And yet we’re still supposed to long for it, in the absence of any real detail. We’re supposed to take joy in the prospect of losing our humanity.

I found the Revelation account of the Tribulation to be far more compelling than anything that came after it. It’s bloody but it’s real. There’s something tangible about it, despite all the metaphor. On some level, I understood the rage. It’s palpably human. Were I God, the creator of all life and the earth upon which it scrabbles, I would be furious.

Can you imagine? You create a race of creatures in your own image and what’s reflected back at you but constant war and petty evil broken only by the occasional glimmers of kindness and hope and courage. I’d annihilate the world too. I’d just take myself out along with it.

But I am not God, obviously, and I don’t believe that anyone else is either.

And that brings me back to the apocalypse.

The apocalypse is catharsis. It’s the logical conclusion of the way things are, the ultimate self-fulfilling prophecy. I think that’s why it still captures my imagination as much as it does. Every day on earth is somebody’s end of all things.

Maybe the apocalypse is really a process. Maybe it trickles in, one blow after another after another until finally, the end breathes into silence.

That requires no deus ex machina and is therefore more likely, I think. But a fundamentalist would disagree, and there’s a mutant hope in their point of view. For fundamentalists, the end has to be a bang, not a whimper; it’s a great ripping of the cosmic bandaid. Sure, there’s seven years of tribulation but after millennia upon millennia of horrors great and small, that’s just a sneeze. And perhaps that’s why people can commit themselves to such a restrictive way of life. You look at a broken, groaning world and pick the dogma that promises to put it out of its misery. It’s the ultimate justification, not only for the pain you’ve witnessed in the world, but for your reaction to it.

Even so come, Lord Jesus.

In leaving fundamentalism, I sacrificed that for a life free of restrictions. Or so I thought: I haven’t completely moved on from that indefinite wait for the end. Too often, the mere fact of being human still feels dangerous. Every sleepless night, every ache, every kiss is one step closer to the edge of an abyss that’s pressed on my mind for as long as I’ve been aware.
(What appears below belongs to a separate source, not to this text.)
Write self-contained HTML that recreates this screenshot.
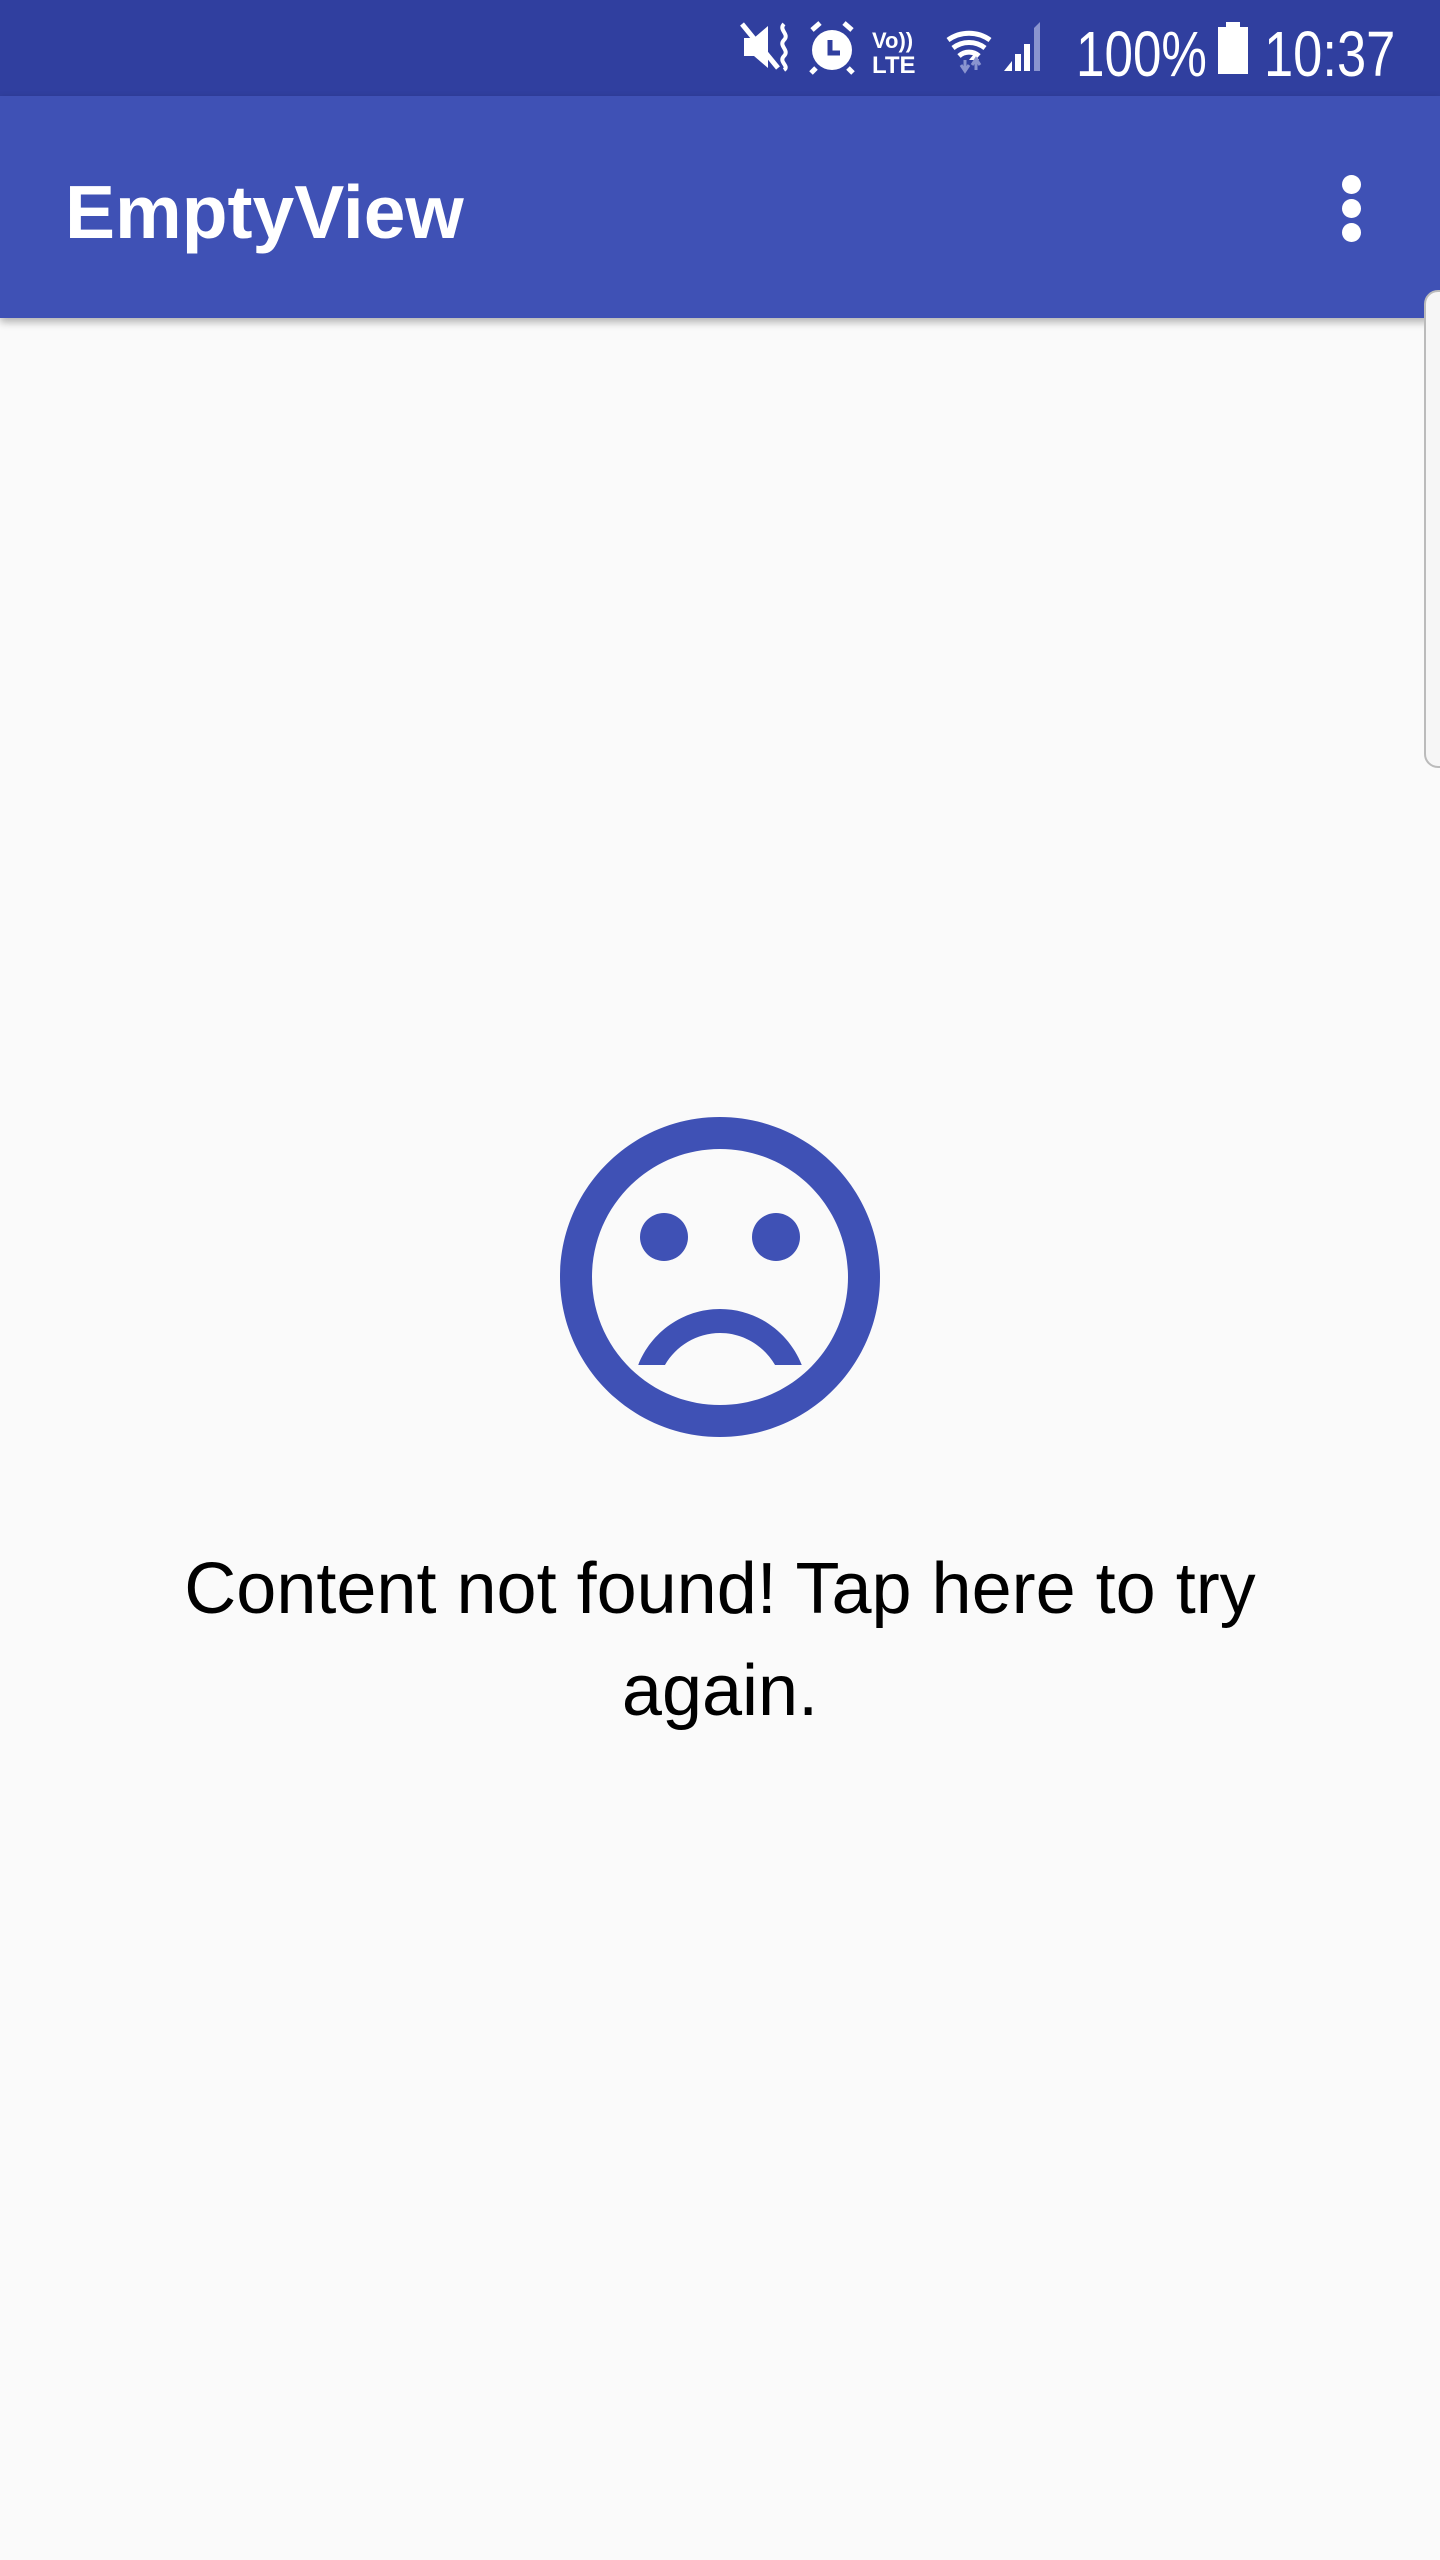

We leave so little behind, if you really think about it. That’s the great paradox of abandoning fundamentalism. You are still the same person you are when you left, with the same dents in your brain.
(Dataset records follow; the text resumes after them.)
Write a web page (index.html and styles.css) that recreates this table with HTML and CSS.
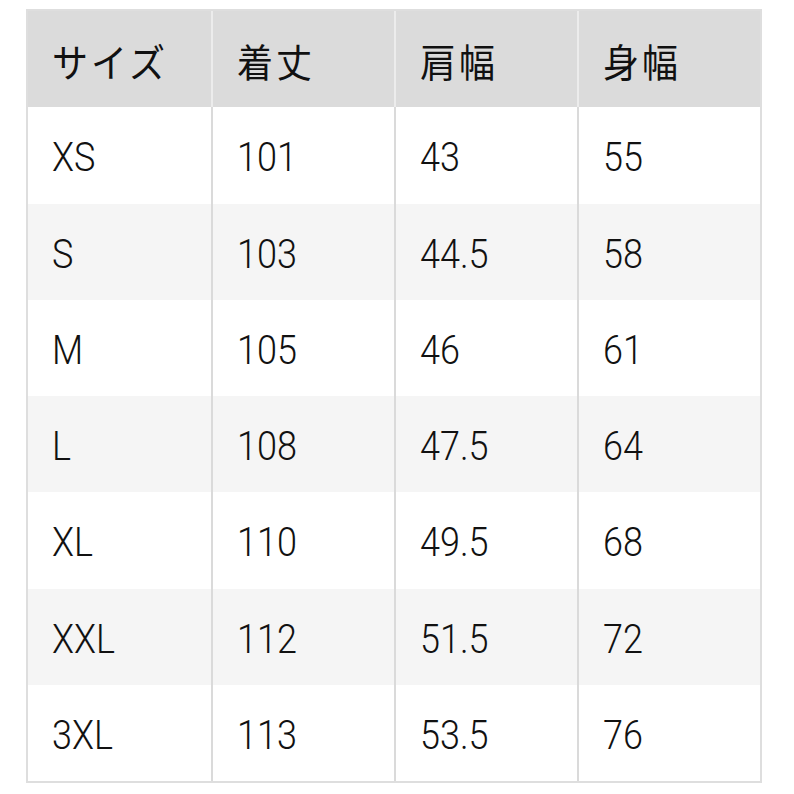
FILE: index.html
```html
<!DOCTYPE html>
<html lang="ja">
<head>
<meta charset="utf-8">
<link rel="stylesheet" href="styles.css">
</head>
<body>
<div class="size-table">
  <div class="row head">
    <div class="cell"><span>サイズ</span></div>
    <div class="cell"><span>着丈</span></div>
    <div class="cell"><span>肩幅</span></div>
    <div class="cell"><span>身幅</span></div>
  </div>
  <div class="row">
    <div class="cell"><span>XS</span></div>
    <div class="cell"><span>101</span></div>
    <div class="cell"><span>43</span></div>
    <div class="cell"><span>55</span></div>
  </div>
  <div class="row alt">
    <div class="cell"><span>S</span></div>
    <div class="cell"><span>103</span></div>
    <div class="cell"><span>44.5</span></div>
    <div class="cell"><span>58</span></div>
  </div>
  <div class="row">
    <div class="cell"><span>M</span></div>
    <div class="cell"><span>105</span></div>
    <div class="cell"><span>46</span></div>
    <div class="cell"><span>61</span></div>
  </div>
  <div class="row alt">
    <div class="cell"><span>L</span></div>
    <div class="cell"><span>108</span></div>
    <div class="cell"><span>47.5</span></div>
    <div class="cell"><span>64</span></div>
  </div>
  <div class="row">
    <div class="cell"><span>XL</span></div>
    <div class="cell"><span>110</span></div>
    <div class="cell"><span>49.5</span></div>
    <div class="cell"><span>68</span></div>
  </div>
  <div class="row alt">
    <div class="cell"><span>XXL</span></div>
    <div class="cell"><span>112</span></div>
    <div class="cell"><span>51.5</span></div>
    <div class="cell"><span>72</span></div>
  </div>
  <div class="row">
    <div class="cell"><span>3XL</span></div>
    <div class="cell"><span>113</span></div>
    <div class="cell"><span>53.5</span></div>
    <div class="cell"><span>76</span></div>
  </div>
</div>
</body>
</html>
```
FILE: styles.css
```css
html, body {
  margin: 0;
  padding: 0;
  background: #ffffff;
}

body {
  font-family: Roboto, "Noto Sans CJK JP", sans-serif;
  color: #111111;
}

.size-table {
  box-sizing: border-box;
  margin: 9px 0 0 26px;
  width: 736px;
  height: 774px;
  border: 2px solid #dedede;
  display: grid;
  grid-template-rows: repeat(8, 1fr);
}

.row {
  display: grid;
  grid-template-columns: repeat(4, 1fr);
  background: #ffffff;
}

.row.alt {
  background: #f5f5f5;
}

.row.head {
  background: #dbdbdb;
}

.cell {
  display: flex;
  align-items: center;
  padding: 4px 0 0 24px;
  border-left: 2px solid #dadada;
  font-size: 36px;
  font-weight: 300;
  line-height: 1;
}

.cell:first-child {
  border-left: none;
}

.row.head .cell {
  border-left-color: #ececec;
  padding-top: 2px;
}

.row.head .cell:first-child {
  border-left: none;
}

.cell span {
  display: inline-block;
  transform: scaleY(1.15);
}

.row.head .cell span {
  font-family: "Noto Sans CJK JP", sans-serif;
  font-size: 36px;
  font-weight: 400;
  letter-spacing: 3px;
  transform: scaleY(1.08);
}
```
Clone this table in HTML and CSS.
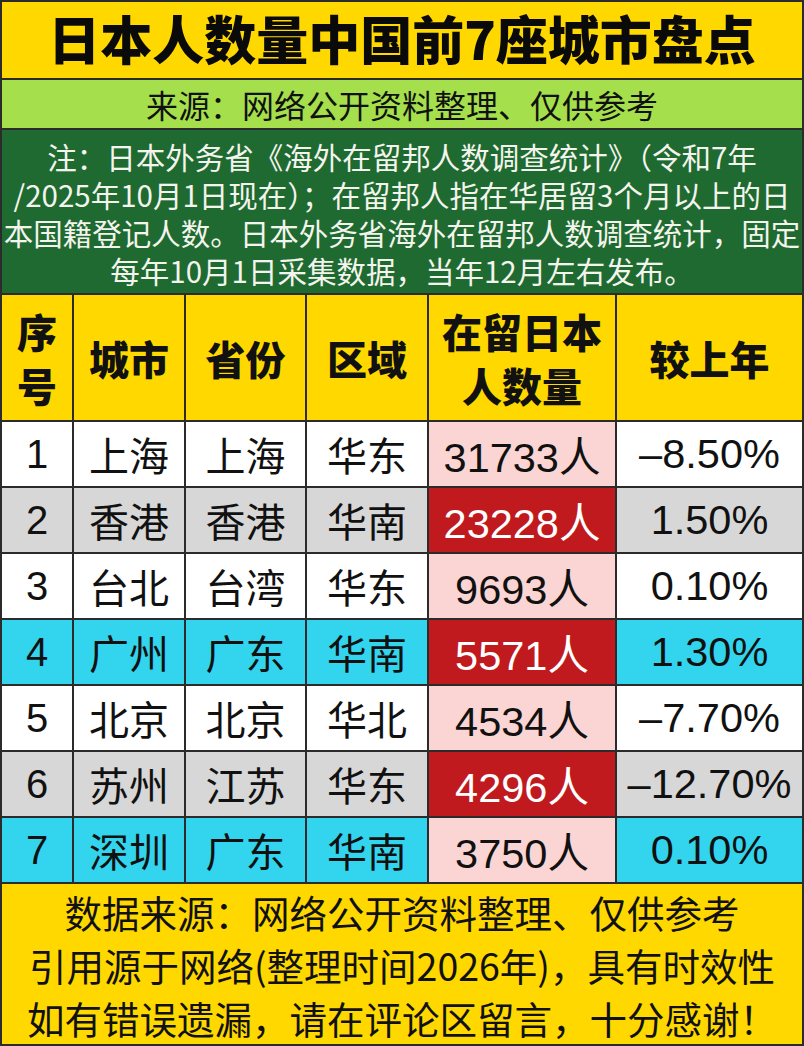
FILE: index.html
```html
<!DOCTYPE html>
<html lang="zh-CN">
<head>
<meta charset="utf-8">
<title>日本人数量中国前7座城市盘点</title>
<link rel="stylesheet" href="styles.css">
</head>
<body>
<div class="page">
  <div class="title">日本人数量中国前7座城市盘点</div>
  <div class="source">来源：网络公开资料整理、仅供参考</div>
  <div class="note">
    <span class="line">注：日本外务省《海外在留邦人数调查统计》（令和7年</span>
    <span class="line">/2025年10月1日现在）；在留邦人指在华居留3个月以上的日</span>
    <span class="line">本国籍登记人数。日本外务省海外在留邦人数调查统计，固定</span>
    <span class="line">每年10月1日采集数据，当年12月左右发布。</span>
  </div>
  <div class="table">
    <div class="cell head">序<br>号</div>
    <div class="cell head">城市</div>
    <div class="cell head">省份</div>
    <div class="cell head">区域</div>
    <div class="cell head">在留日本<br>人数量</div>
    <div class="cell head">较上年</div>

    <div class="cell white">1</div><div class="cell white">上海</div><div class="cell white">上海</div><div class="cell white">华东</div><div class="cell num pink">31733人</div><div class="cell num white">–8.50%</div>
    <div class="cell gray">2</div><div class="cell gray">香港</div><div class="cell gray">香港</div><div class="cell gray">华南</div><div class="cell num red">23228人</div><div class="cell num gray">1.50%</div>
    <div class="cell white">3</div><div class="cell white">台北</div><div class="cell white">台湾</div><div class="cell white">华东</div><div class="cell num pink">9693人</div><div class="cell num white">0.10%</div>
    <div class="cell cyan">4</div><div class="cell cyan">广州</div><div class="cell cyan">广东</div><div class="cell cyan">华南</div><div class="cell num red">5571人</div><div class="cell num cyan">1.30%</div>
    <div class="cell white">5</div><div class="cell white">北京</div><div class="cell white">北京</div><div class="cell white">华北</div><div class="cell num pink">4534人</div><div class="cell num white">–7.70%</div>
    <div class="cell gray">6</div><div class="cell gray">苏州</div><div class="cell gray">江苏</div><div class="cell gray">华东</div><div class="cell num red">4296人</div><div class="cell num gray">–12.70%</div>
    <div class="cell cyan">7</div><div class="cell cyan">深圳</div><div class="cell cyan">广东</div><div class="cell cyan">华南</div><div class="cell num pink">3750人</div><div class="cell num cyan">0.10%</div>
  </div>
  <div class="footer">
    <span class="fline">数据来源：网络公开资料整理、仅供参考</span>
    <span class="fline">引用源于网络(整理时间2026年)，具有时效性</span>
    <span class="fline">如有错误遗漏，请在评论区留言，十分感谢！</span>
  </div>
</div>
</body>
</html>
```

FILE: styles.css
```css
* { box-sizing: border-box; margin: 0; padding: 0; }
html, body { background: #2b2b2b; }
body { width: 804px; height: 1046px; overflow: hidden; }

.page {
  width: 804px;
  height: 1046px;
  background: #2b2b2b;
  padding: 2px;
  display: flex;
  flex-direction: column;
  gap: 2px;
  font-family: "Noto Sans CJK SC", "Noto Sans", sans-serif;
  color: #111;
}

.title {
  height: 76px;
  background: #ffd800;
  text-align: center;
  font-size: 52px;
  font-weight: 900;
  line-height: 72px;
  color: #0a0a0a;
}

.source {
  height: 48px;
  background: #a5df4b;
  text-align: center;
  font-size: 32px;
  line-height: 48px;
  color: #111;
}

.note {
  height: 163px;
  background: #1f6a30;
  color: #f4f4ee;
  font-size: 29.5px;
  display: flex;
  flex-direction: column;
  align-items: center;
  justify-content: center;
  padding-top: 2px;
}
.note .line {
  display: block;
  white-space: nowrap;
  line-height: 38px;
  height: 38px;
}

.table {
  display: grid;
  grid-template-columns: 70px 110px 119px 120px 186px 185px;
  grid-template-rows: 125px repeat(7, 64px);
  gap: 2px;
}
.cell {
  display: flex;
  align-items: center;
  justify-content: center;
  text-align: center;
  font-family: "Liberation Sans", "Noto Sans CJK SC", sans-serif;
  font-size: 40px;
  color: #111;
  white-space: nowrap;
}
.cell.num { font-size: 41.5px; }
.cell.head {
  background: #ffd800;
  font-family: "Noto Sans CJK SC", sans-serif;
  font-weight: 900;
  line-height: 54px;
  font-size: 40px;
}
.white { background: #ffffff; }
.gray { background: #d7d7d7; }
.cyan { background: #33d5ee; }
.pink { background: #fad5d3; }
.cell.red { background: #c01a1e; color: #ffffff; }

.footer {
  flex: 1;
  background: #ffd800;
  display: flex;
  flex-direction: column;
  align-items: center;
  justify-content: center;
  font-size: 37.5px;
  color: #111;
}
.footer .fline {
  display: block;
  white-space: nowrap;
  line-height: 53px;
  height: 53px;
}
```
But I don’t think that’s a permanent state any longer, and maybe that’s evidence I’m finally letting go of Armageddon. If I can believe that people change–that I change–then the world’s problems don’t need to be solved by annihilation but by the act of living deliberately well.

The apocalypse might be catharsis, but it’s also a cop-out, and it’s not worth the cost of my humanity.

Why On Earth Did I Go To Cedarville, Anyway?

Or: What’s A Clever Girl Like You Doing In A Place Like This? 

Here, people of Earth, is why I attended Cedarville University.

When I was fourteen years old, I sat in class at my fundamentalist Christian high school and watched a recruitment video that showed Cedarville students having fun. They were laughing. They dressed kind of like normal people. They seemed happy.

And I was not happy. Most of my teachers had attended Pensacola Christian, Bob Jones or Tennessee Temple. Perhaps you can imagine the resulting school environment. And even so, I still preferred it to being homeschooled.

But shortly after I watched that recruitment video, the school expelled me. The letter they sent my parents characterized me as a ‘disturbing influence.’ They didn’t explain why, but an explanation would have been helpful. At the time of my expulsion, I had a spotless disciplinary record, belonged to the National Honor Society, and had won award after award in academic and fine arts competitions.

I’ve identified two possible reasons for my expulsion.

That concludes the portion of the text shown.